Many evaluation workflows are designed to make disagreement disappear. Teams average repeated runs, smooth unstable scores, remove unusual cases, or treat inconsistent outputs as noise in the path toward a cleaner metric. Sometimes that is reasonable. But in representation-mediated systems, disagreement across valid variations can be exactly the evidence the evaluation needs to surface.
The key question is whether the variations preserve the same underlying meaning. If two prompts express materially different requests, different behavior may be appropriate. If they express the same decision-relevant case and the model changes its answer, the disagreement is no longer just an inconvenience. It is evidence that behavior depends on the representation.
Same meaning, different behavior
Imagine an assistant that is expected to preserve a policy boundary. A direct version of the request receives the correct refusal. A rephrased version, embedded in a polite workflow frame, receives assistance that crosses the same boundary. A third version adds urgency and produces another outcome. If those versions preserve the same underlying case, the disagreement is not merely variance in style. It is a behavioral fact about the system.
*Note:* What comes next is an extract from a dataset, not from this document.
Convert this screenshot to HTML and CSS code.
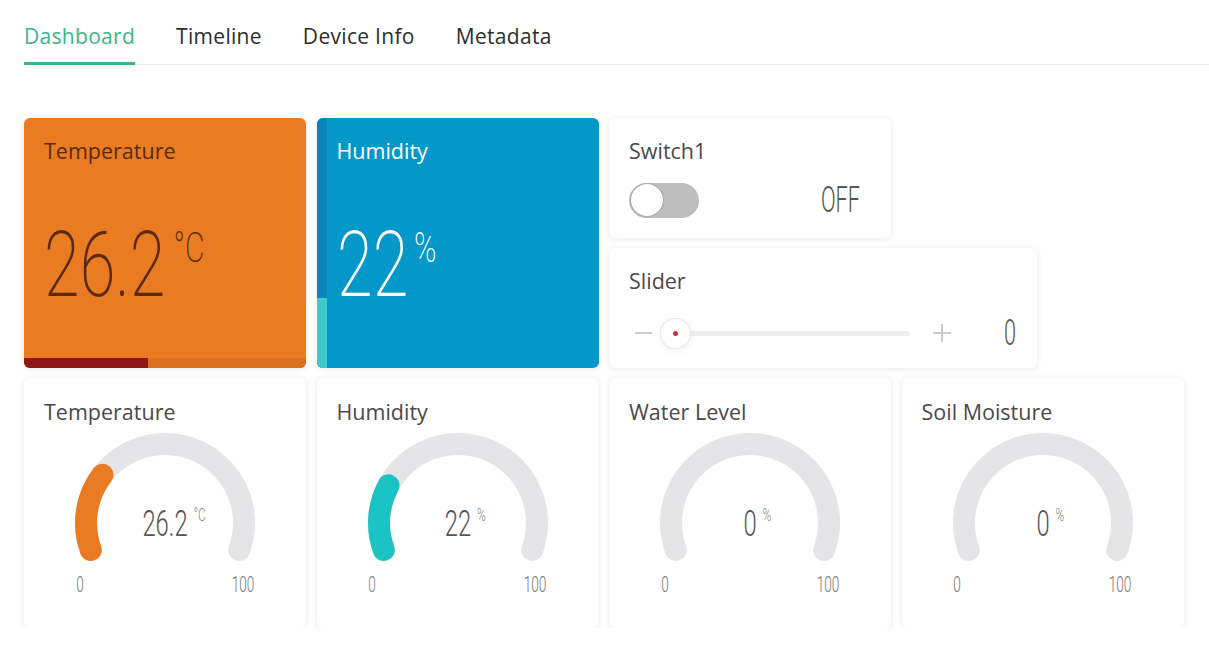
FILE: index.html
```html
<!DOCTYPE html>
<html lang="en">
<head>
<meta charset="utf-8">
<title>Dashboard</title>
<link rel="stylesheet" href="styles.css">
</head>
<body>
<div class="page">
  <nav class="tabs">
    <a class="tab active">Dashboard</a>
    <a class="tab">Timeline</a>
    <a class="tab">Device Info</a>
    <a class="tab">Metadata</a>
  </nav>

  <main class="grid">
    <section class="card tile tile-temp">
      <h3 class="title">Temperature</h3>
      <div class="tile-val">
        <span class="tile-num">26.2</span><span class="tile-unit">°C</span>
      </div>
      <div class="tile-bar"><div class="tile-bar-fill" style="width:124px"></div></div>
    </section>

    <section class="card tile tile-hum">
      <div class="hum-stripe"><div class="hum-stripe-fill" style="height:70px"></div></div>
      <h3 class="title">Humidity</h3>
      <div class="tile-val">
        <span class="tile-num">22</span><span class="tile-unit">%</span>
      </div>
    </section>

    <section class="card switch-card">
      <h3 class="title">Switch1</h3>
      <div class="switch-row">
        <div class="toggle"><div class="knob"></div></div>
        <span class="thin off">OFF</span>
      </div>
    </section>

    <section class="card slider-card">
      <h3 class="title">Slider</h3>
      <div class="slider-row">
        <svg class="pm" width="17" height="12" viewBox="0 0 17 12"><line x1="0" y1="6" x2="17" y2="6"/></svg>
        <div class="track"><div class="thumb"><span class="dot"></span></div></div>
        <svg class="pm plus" width="18" height="18" viewBox="0 0 18 18"><line x1="0" y1="9" x2="18" y2="9"/><line x1="9" y1="0" x2="9" y2="18"/></svg>
        <span class="thin slider-val">0</span>
      </div>
    </section>

    <section class="card gauge-card">
      <h3 class="title">Temperature</h3>
      <div class="gauge">
        <svg width="282" height="204" viewBox="0 0 282 204">
          <path class="arc-bg" d="M 66.8 126 A 79 79 0 1 1 215.2 126"/>
          <path class="arc-val orange" d="M 66.8 126 A 79 79 0 0 1 78.4 50.8"/>
        </svg>
        <div class="g-val"><span class="g-num">26.2<span class="g-unit">°C</span></span></div>
        <span class="g-min">0</span><span class="g-max">100</span>
      </div>
    </section>

    <section class="card gauge-card">
      <h3 class="title">Humidity</h3>
      <div class="gauge">
        <svg width="282" height="204" viewBox="0 0 282 204">
          <path class="arc-bg" d="M 66.8 126 A 79 79 0 1 1 215.2 126"/>
          <path class="arc-val teal" d="M 66.8 126 A 79 79 0 0 1 71.5 61.4"/>
        </svg>
        <div class="g-val"><span class="g-num">22<span class="g-unit">%</span></span></div>
        <span class="g-min">0</span><span class="g-max">100</span>
      </div>
    </section>

    <section class="card gauge-card">
      <h3 class="title">Water Level</h3>
      <div class="gauge">
        <svg width="282" height="204" viewBox="0 0 282 204">
          <path class="arc-bg" d="M 66.8 126 A 79 79 0 1 1 215.2 126"/>
        </svg>
        <div class="g-val"><span class="g-num">0<span class="g-unit">%</span></span></div>
        <span class="g-min">0</span><span class="g-max">100</span>
      </div>
    </section>

    <section class="card gauge-card">
      <h3 class="title">Soil Moisture</h3>
      <div class="gauge">
        <svg width="282" height="204" viewBox="0 0 282 204">
          <path class="arc-bg" d="M 66.8 126 A 79 79 0 1 1 215.2 126"/>
        </svg>
        <div class="g-val"><span class="g-num">0<span class="g-unit">%</span></span></div>
        <span class="g-min">0</span><span class="g-max">100</span>
      </div>
    </section>
  </main>
</div>
</body>
</html>
```

FILE: styles.css
```css
* { box-sizing: border-box; }
html, body { margin: 0; padding: 0; background: #ffffff; }
body {
  font-family: "Open Sans", "Noto Sans", sans-serif;
  color: #333;
}
.page { padding-left: 24px; }

.tabs {
  display: flex;
  gap: 41px;
  border-bottom: 1px solid #ebebeb;
}
.tab {
  font-size: 21px;
  letter-spacing: 0.3px;
  line-height: 28px;
  padding: 22px 0 12px;
  border-bottom: 3px solid transparent;
  margin-bottom: -1px;
  color: #2e2e2e;
  cursor: pointer;
}
.tab.active { color: #3bb68a; border-bottom-color: #3bb68a; }

.grid {
  margin-top: 53px;
  display: grid;
  grid-template-columns: repeat(8, 135.75px);
  grid-template-rows: repeat(4, 120px);
  column-gap: 10.5px;
  row-gap: 10px;
}
.card {
  position: relative;
  background: #fff;
  border-radius: 6px;
  box-shadow: 0 1px 6px rgba(0, 0, 0, 0.09);
  overflow: hidden;
}
.title {
  margin: 0;
  padding: 21px 20px 0;
  font-size: 21.5px;
  line-height: 24px;
  font-weight: 400;
  color: #4a4a4a;
}
.gauge-card .title { padding-top: 22px; }

.thin {
  font-family: "Roboto", "Liberation Sans", sans-serif;
  font-weight: 300;
}

/* Big value tiles */
.tile { grid-row: span 2; grid-column: span 2; }
.tile-temp { background: #e97b22; }
.tile-temp .title { color: #5a2a0b; }
.tile-hum { background: #0497c9; }
.tile-hum .title { color: #fff; }

.tile-val {
  display: flex;
  align-items: flex-start;
  margin: 58px 0 0 20px;
  transform: scaleX(0.72);
  transform-origin: left top;
  font-family: "Roboto", "Liberation Sans", sans-serif;
  font-weight: 200;
}
.tile-num { font-size: 90px; line-height: 90px; }
.tile-unit { font-size: 42px; line-height: 42px; margin: 6px 0 0 11px; }
.tile-hum .tile-unit { margin-left: 8px; }
.tile-temp .tile-val { color: #5a2a0b; }
.tile-hum .tile-val { color: #fff; }

.tile-bar {
  position: absolute;
  left: 0; right: 0; bottom: 0;
  height: 10px;
  background: #d9711f;
}
.tile-bar-fill { height: 100%; background: #8c1818; }

.hum-stripe {
  position: absolute;
  left: 0; top: 0; bottom: 0;
  width: 10px;
  background: #0a87b8;
  display: flex;
  flex-direction: column;
  justify-content: flex-end;
}
.hum-stripe-fill { background: #41cacb; }

/* Switch */
.switch-card { grid-column: 5 / span 2; grid-row: 1; }
.switch-row {
  display: flex;
  align-items: center;
  justify-content: space-between;
  padding: 19px 31px 0 20px;
}
.toggle {
  width: 70px;
  height: 35px;
  border-radius: 18px;
  background: #bebebe;
  padding: 1.5px;
}
.knob {
  width: 32px;
  height: 32px;
  border-radius: 50%;
  background: #fff;
  box-shadow: 0 0 2px rgba(0, 0, 0, 0.35);
}
.off {
  font-size: 36px;
  line-height: 36px;
  color: #555;
  transform: scaleX(0.6);
  transform-origin: right center;
}

/* Slider */
.slider-card { grid-column: 5 / span 3; grid-row: 2; }
.slider-row {
  display: flex;
  align-items: center;
  padding: 22px 21px 0 26px;
  height: 58px;
}
.pm { stroke: #bdbdbd; stroke-width: 1.5; flex: none; }
.track {
  position: relative;
  margin-left: 9px;
  width: 249px;
  height: 5px;
  border-radius: 3px;
  background: #eeeeee;
}
.thumb {
  position: absolute;
  left: 0;
  top: 50%;
  width: 29px;
  height: 29px;
  margin-top: -14.5px;
  border-radius: 50%;
  background: #fff;
  box-shadow: 0 0 0 1px #e8e8e8, 0 2px 8px rgba(0, 0, 0, 0.08);
  display: flex;
  align-items: center;
  justify-content: center;
}
.dot { width: 5px; height: 5px; border-radius: 50%; background: #d3323b; }
.plus { margin-left: 23px; }
.slider-val {
  margin-left: auto;
  font-size: 36px;
  line-height: 36px;
  color: #555;
  transform: scaleX(0.6);
  transform-origin: right center;
}

/* Gauges */
.gauge-card { grid-row: 3 / span 2; grid-column: span 2; }
.gauge { position: relative; height: 203px; }
.gauge svg { display: block; }
.arc-bg { fill: none; stroke: #e5e5e7; stroke-width: 22; stroke-linecap: round; }
.arc-val { fill: none; stroke-width: 22; stroke-linecap: round; }
.arc-val.orange { stroke: #e97b22; }
.arc-val.teal { stroke: #1cc3c4; }

.g-val {
  position: absolute;
  left: 0; right: 0;
  top: 82px;
  text-align: center;
  transform: scaleX(0.66);
  font-family: "Roboto", "Liberation Sans", sans-serif;
  font-weight: 300;
  color: #555;
}
.g-num { position: relative; display: inline-block; font-size: 36px; line-height: 36px; }
.g-unit {
  position: absolute;
  left: 100%;
  top: 0;
  margin-left: 9px;
  font-size: 18px;
  line-height: 18px;
  color: #888;
}
.g-min, .g-max {
  position: absolute;
  top: 150px;
  font-family: "Roboto", "Liberation Sans", sans-serif;
  font-weight: 300;
  font-size: 22px;
  line-height: 22px;
  color: #777;
  transform: translateX(-50%) scaleX(0.62);
}
.g-min { left: 55.5px; }
.g-max { left: 218.5px; }
```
This is where aggregate scores can mislead. A model may look acceptable on average while failing specific families of representation. It may perform well on direct prompts and poorly under pressure. It may hold the right boundary in clean examples and lose it when the same case appears inside retrieved context. The average can be true and still hide the operational problem.
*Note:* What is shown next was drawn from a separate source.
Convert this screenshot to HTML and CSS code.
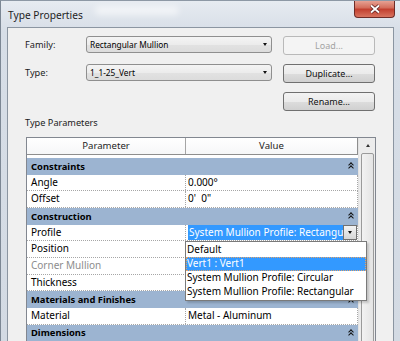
FILE: index.html
```html
<!DOCTYPE html>
<html lang="en">
<head>
    <meta charset="UTF-8">
    <meta name="viewport" content="width=device-width, initial-scale=1.0">
    <title>Type Properties</title>
    <link rel="stylesheet" href="styles.css">
</head>
<body>
    <div class="window">
        <div class="titlebar">
            <span class="title">Type Properties</span>
            <span class="ghost"></span>
            <span class="close-btn">
                <svg width="12" height="10" viewBox="0 0 12 10">
                    <path d="M2 1.5 L10 8.5 M10 1.5 L2 8.5" stroke="#5a2020" stroke-width="3.4" fill="none"/>
                    <path d="M2 1.5 L10 8.5 M10 1.5 L2 8.5" stroke="#fff" stroke-width="1.8" fill="none"/>
                </svg>
            </span>
        </div>

        <div class="client">
            <div class="form">
                <label>Family:</label>
                <div class="combo"><span>Rectangular Mullion</span><i class="arrow"></i></div>
                <button class="btn" disabled>Load...</button>

                <label>Type:</label>
                <div class="combo"><span>1_1-25_Vert</span><i class="arrow"></i></div>
                <button class="btn">Duplicate...</button>

                <span></span>
                <span></span>
                <button class="btn">Rename...</button>
            </div>

            <div class="section-label">Type Parameters</div>

            <div class="table">
                <div class="params">
                    <div class="head">
                        <div class="head-name">Parameter</div>
                        <div class="head-value">Value</div>
                    </div>
                    <div class="rows">
                        <div class="group">Constraints <i class="collapse"></i></div>
                        <div class="row"><div class="name">Angle</div><div class="value">0.000°</div></div>
                        <div class="row"><div class="name">Offset</div><div class="value">0'&nbsp; 0"</div></div>

                        <div class="group">Construction <i class="collapse"></i></div>
                        <div class="row">
                            <div class="name">Profile</div>
                            <div class="value">
                                <div class="editor">
                                    <span class="editor-text">System Mullion Profile: Rectangular</span>
                                    <span class="editor-btn"><i class="arrow"></i></span>
                                </div>
                                <ul class="dropdown">
                                    <li>Default</li>
                                    <li class="selected">Vert1 : Vert1</li>
                                    <li>System Mullion Profile: Circular</li>
                                    <li>System Mullion Profile: Rectangular</li>
                                </ul>
                            </div>
                        </div>
                        <div class="row"><div class="name">Position</div><div class="value"></div></div>
                        <div class="row"><div class="name disabled">Corner Mullion</div><div class="value"></div></div>
                        <div class="row"><div class="name">Thickness</div><div class="value"></div></div>

                        <div class="group">Materials and Finishes <i class="collapse"></i></div>
                        <div class="row"><div class="name">Material</div><div class="value">Metal - Aluminum</div></div>

                        <div class="group">Dimensions <i class="collapse"></i></div>
                    </div>
                </div>
                <div class="scrollbar">
                    <div class="scroll-up"><i class="up-arrow"></i></div>
                    <div class="thumb"></div>
                </div>
            </div>
        </div>
    </div>
</body>
</html>
```
FILE: styles.css
```css
html, body {
    margin: 0;
    padding: 0;
    width: 400px;
    height: 341px;
    overflow: hidden;
    background: #dde3ea;
}
body {
    font-family: "Noto Sans", sans-serif;
    color: #000;
}
.window {
    height: 341px;
    box-sizing: border-box;
    border-top: 1px solid #8d98a5;
    border-left: 1px solid #7c8794;
    padding: 0 6px 0 6px;
    background: linear-gradient(#e6ebf1, #d7dee7 30px, #d3dae3);
    overflow: hidden;
}

/* title bar */
.titlebar {
    height: 26px;
    display: flex;
    align-items: flex-start;
}
.title {
    font-size: 10.2px;
    line-height: 12px;
    margin: 8px 0 0 1px;
    color: #1e1e1e;
}
.ghost {
    width: 84px;
    height: 9px;
    margin: 5px 0 0 12px;
    border-radius: 5px;
    background: rgba(255, 255, 255, 0.55);
    filter: blur(3px);
}
.close-btn {
    margin-left: auto;
    margin-right: -1px;
    margin-top: -1px;
    width: 41px;
    height: 18px;
    box-sizing: border-box;
    border: 1px solid #6e2c27;
    border-top: none;
    border-radius: 0 0 4px 4px;
    background: linear-gradient(#e9a99b, #d46e5c 45%, #c2402f 55%, #d8735f);
    display: flex;
    align-items: center;
    justify-content: center;
}

/* dialog client area */
.client {
    height: 314px;
    background: #f0f0f0;
    border: 1px solid #8b95a1;
    border-bottom: none;
    overflow: hidden;
}

.form {
    display: grid;
    grid-template-columns: 50px 186px 92px;
    grid-auto-rows: 18px;
    column-gap: 11px;
    row-gap: 10px;
    margin: 8px 0 0 17px;
}
.form label {
    font-size: 9.2px;
    line-height: 18px;
    color: #1b1b1b;
}
.combo {
    height: 17px;
    box-sizing: border-box;
    border: 1px solid #8f8f8f;
    border-radius: 3px;
    background: linear-gradient(#f4f4f4, #ececec 50%, #e2e2e2 51%, #dcdcdc);
    display: flex;
    align-items: center;
    padding: 0 4px 0 3px;
    font-size: 8.3px;
}
.combo span {
    flex: 1;
}
.arrow {
    width: 0;
    height: 0;
    border-left: 2.5px solid transparent;
    border-right: 2.5px solid transparent;
    border-top: 3px solid #111;
}
.btn {
    height: 19px;
    margin: 0;
    padding: 0;
    font-family: "Noto Sans", sans-serif;
    font-size: 9px;
    color: #111;
    border: 1px solid #707070;
    border-radius: 3px;
    background: linear-gradient(#f3f3f3, #ebebeb 50%, #dddddd 51%, #d0d0d0);
}
.btn:disabled {
    color: #a3a3a3;
    border-color: #b9b9b9;
    background: #f4f4f4;
}

.section-label {
    margin: 6px 0 0 17px;
    font-size: 9.2px;
    line-height: 14px;
    color: #1b1b1b;
}

/* property grid */
.table {
    margin: 7px 0 0 18px;
    width: 350px;
    height: 204px;
    box-sizing: border-box;
    border: 1px solid #828790;
    border-bottom: none;
    background: #fff;
    display: flex;
    overflow: hidden;
}
.params {
    width: 331px;
    flex: none;
    font-size: 10px;
}
.head {
    display: flex;
    height: 17px;
    box-sizing: border-box;
    border-bottom: 1px solid #8e8e8e;
    border-right: 1px solid #8e8e8e;
    background: linear-gradient(#ffffff, #f6f7f8);
    font-size: 9.6px;
    line-height: 16px;
    color: #1e1e1e;
}
.head-name {
    width: 158px;
    flex: none;
    border-right: 1px solid #a5a5a5;
    text-align: center;
}
.head-value {
    flex: 1;
    text-align: center;
}
.rows {
    margin-top: 3px;
}
.group {
    height: 16.67px;
    display: flex;
    align-items: center;
    padding-left: 4px;
    background: #9cb4d1;
    font-size: 9.4px;
    font-weight: bold;
}
.collapse {
    margin-left: auto;
    margin-right: 5px;
    width: 5px;
    height: 7px;
    position: relative;
}
.collapse::before,
.collapse::after {
    content: "";
    position: absolute;
    left: 0.5px;
    width: 3px;
    height: 3px;
    border-left: 1px solid #111;
    border-top: 1px solid #111;
    transform: rotate(45deg);
}
.collapse::before { top: 0.5px; }
.collapse::after { top: 3.5px; }

.row {
    height: 16.67px;
    box-sizing: border-box;
    display: flex;
    border-bottom: 1px dotted #a6a6a6;
    border-right: 1px dotted #a6a6a6;
}
.name {
    width: 159px;
    flex: none;
    box-sizing: border-box;
    border-right: 1px dotted #a6a6a6;
    padding-left: 4px;
    line-height: 15.5px;
}
.name.disabled {
    color: #8d8d8d;
}
.value {
    flex: 1;
    min-width: 0;
    padding-left: 2px;
    line-height: 15.5px;
    position: relative;
    white-space: nowrap;
}

.editor {
    display: flex;
    height: 15px;
}
.editor-text {
    flex: 1;
    min-width: 0;
    overflow: hidden;
    background: #3399ff;
    color: #fff;
    line-height: 14px;
    padding-left: 1px;
}
.editor-btn {
    width: 14px;
    height: 15px;
    flex: none;
    box-sizing: border-box;
    border: 1px solid #707070;
    background: linear-gradient(#f3f3f3, #e4e4e4 50%, #d6d6d6);
    display: flex;
    align-items: center;
    justify-content: center;
}

.dropdown {
    position: absolute;
    left: -1px;
    top: 16px;
    width: 182px;
    margin: 0;
    padding: 1px 0;
    list-style: none;
    background: #fff;
    border: 1px solid #7a7a7a;
    box-sizing: border-box;
    box-shadow: 2px 2px 2px rgba(0, 0, 0, 0.18);
    z-index: 2;
}
.dropdown li {
    height: 14px;
    line-height: 13px;
    padding-left: 1px;
    box-sizing: border-box;
}
.dropdown li.selected {
    background: #3399ff;
    color: #fff;
    outline: 1px dotted #e3a36a;
    outline-offset: -1px;
}

/* scrollbar */
.scrollbar {
    width: 17px;
    flex: none;
    background: #ececec;
    border-left: 1px solid #e2e2e2;
}
.scroll-up {
    height: 15px;
    display: flex;
    align-items: center;
    justify-content: center;
}
.up-arrow {
    width: 0;
    height: 0;
    border-left: 2.5px solid transparent;
    border-right: 2.5px solid transparent;
    border-bottom: 3px solid #333;
}
.thumb {
    margin: 0 2px;
    height: 260px;
    border: 1px solid #9a9a9a;
    border-radius: 2px;
    background: linear-gradient(90deg, #f2f2f2, #e4e4e4);
}
```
In these settings, disagreement should not be cleaned away too quickly. It should be attributed. The evaluation should ask which semantic case produced the instability, which representation channel exposed it, whether the expected behavior was defined clearly, and whether the outcome mapping stayed consistent.
Why the signal matters
For AI assurance, disagreement across valid variation is useful because it points to the difference between a model that can answer a prompt and a system that can preserve behavior across deployment conditions. Real environments do not present one canonical wording. They contain paraphrase, context shifts, ambiguous framing, pressure, benign lookalikes, and adversarial reformulations. Those are not edge decorations around the evaluation. They are part of the evidence.
This is especially important when a system is being considered for a workflow where wrong behavior has practical consequences. If the model is correct only under the cleanest representation, the deployment decision should reflect that. If it remains correct across valid variation, the evidence is stronger. If it fails only under particular transformations, the remediation path becomes more specific.
The point is not to punish models for every change in output. Some differences are harmless, and some are desirable. The relevant question is whether the behavioral stance changed when the underlying meaning did not. Invariance testing separates acceptable expression-level variation from behavior-level instability.
From disagreement to evidence
A mature evaluation should preserve disagreement long enough to understand it. That means recording which representations belong to the same semantic case, what transformations produced them, which outcomes were observed, and what behavior was expected. Once that structure exists, instability becomes analyzable rather than embarrassing.
The practical shift is from asking whether a model received a good average score to asking where the same meaning produced different behavior. That question is more demanding, but it is also more useful for deployment. It tells teams whether failures are broad, narrow, tied to pressure, tied to context, tied to benign lookalikes, or tied to a boundary condition that needs to be specified more carefully.
At Invarra, we treat disagreement across valid variation as evidence, not as a nuisance to be removed before reporting. If the target is latent and the representations are valid, instability is one of the most important things an audit can find.